Except it isn’t sinister, and the only thing tricky is the math conservatives are again using to criticize their own health reform plan. In 2011, the average price for an individual plan was $2,196 per year. According to the standards of the individual mandate, individuals making less than $27,500 ($2,196 is 8% of $27,500) would be exempt from the mandate. Median individual income in 2011 was $26,364. For those of you who either don’t like statistics (most of you if you are normal), or are used to conservomath, this means that fully half of the wage earners in the United States would be exempt from the mandate.
But for liberals, that is where the celebration must end. The Court’s holding that states may opt out from the Medicaid expansion creates a potentially larger pool of individuals who will some day be faced with the penalty. It also serves to exacerbate the problem of coverage facing many predominately red states; states with low participation rates currently paired with stiff Medicaid participation requirements.
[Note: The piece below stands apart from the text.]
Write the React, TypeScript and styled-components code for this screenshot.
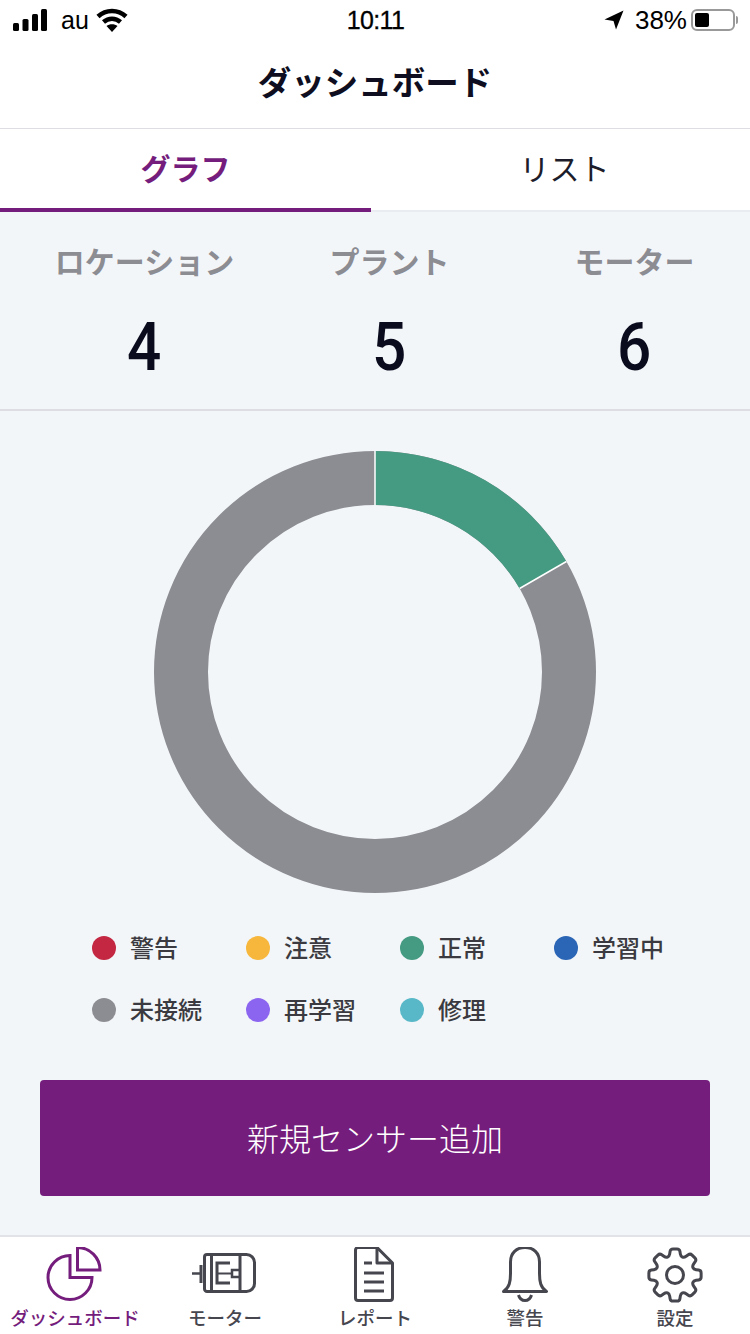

And make no mistake, the pairing of the state opt-out ability, and the finding that the mandate is only constitutional as a tax, creates a political double jeopardy for this election campaign.
The notion of democracy, the foundation driven into bedrock of the ideal, is the ability of a people to collectively control their environment. The democracy shared via the voting public it governs, must be able to influence the marketplace to the benefit of the majority, while safeguarding the entire population from external threats and the erosion of individual liberty. It is, as a number of folks have said over the years, a case study in advanced citizenship.
My relative doesn’t like “socialized medicine”. She is alive today because of the Social Security and Medicaid systems, but in her mind, those two sentiments are perfectly compatible. Her brother has lived in Germany for most of his adult life, and struggled mightily with many debilitating problems. Were he to have had the same problems in America, it is unlikely he would be alive today. But my relative was ardently complaining about the German system of socialized medicine. She was upset that “they” wouldn’t approve of a certain treatment. She thought (and thinks) it wrong that the poor of the world should be denied health care. But she doesn’t like “socialized medicine”.